1999
Shirin Neshat Iranian, born 1957
Iran
Shirin Neshat’s work addresses the social, political, and psychological dimensions of women’s experience in contemporary Islamic societies. Because Rapture was made prior to the events of September 11, 2001, and the renewed tensions between the United States and the Middle East, current viewers’ reactions are informed by associations about Islam and Iran that would likely not have affected perceptions of the work at the time of its 1999 debut in a focus exhibition at the Art Institute. Rapture is a meditation on the gender politics of Islam. These relationships, embodied by the image of the veiled woman, are often subjected to reductive caricature in the West. Although Neshat actively resists stereotypical representations of Islam, her artistic objectives have not been explicitly polemical. Rather, her work recognizes the complex intellectual and religious forces shaping the identity of Muslim women throughout the world.

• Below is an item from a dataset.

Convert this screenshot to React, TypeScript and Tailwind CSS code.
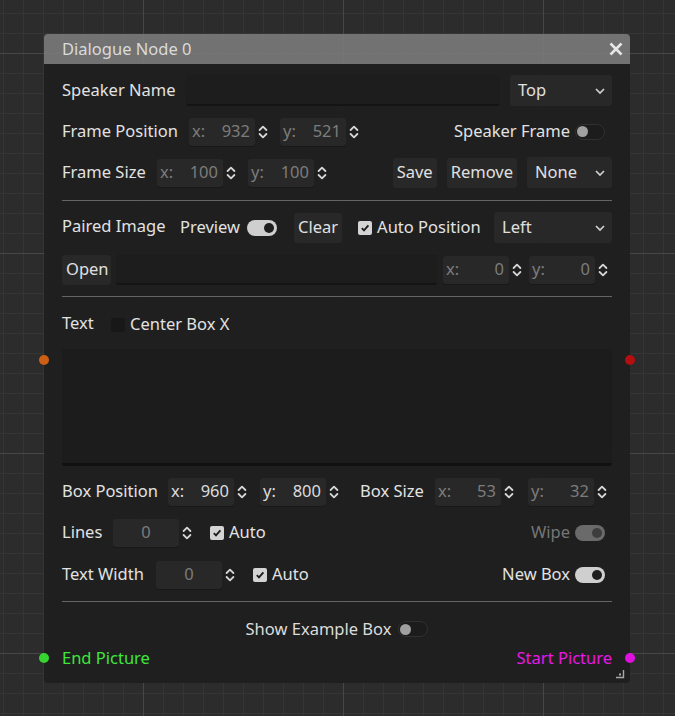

Rapture is an installation of two synchronized black-and-white video sequences that are projected on opposite walls; large in scale, they evoke cinema screens. Working with hours of footage and a team of editors, the artist constructed two parallel narratives: on one side of the room, men populate an architectural environment; in the other sequence, women move within a natural one. The piece begins with images of a stone fortress and a hostile desert, respectively. The fortress dissolves into a shot of over one hundred men—uniformly dressed in plain white shirts and black pants—walking quickly through the cobblestone streets of an old city and entering the gates of the fortress. Simultaneously, the desert scene dissolves into a shot of an apparently equal number of women, wearing flowing, full-length veils, or chadors, emerging from different points in the barren landscape.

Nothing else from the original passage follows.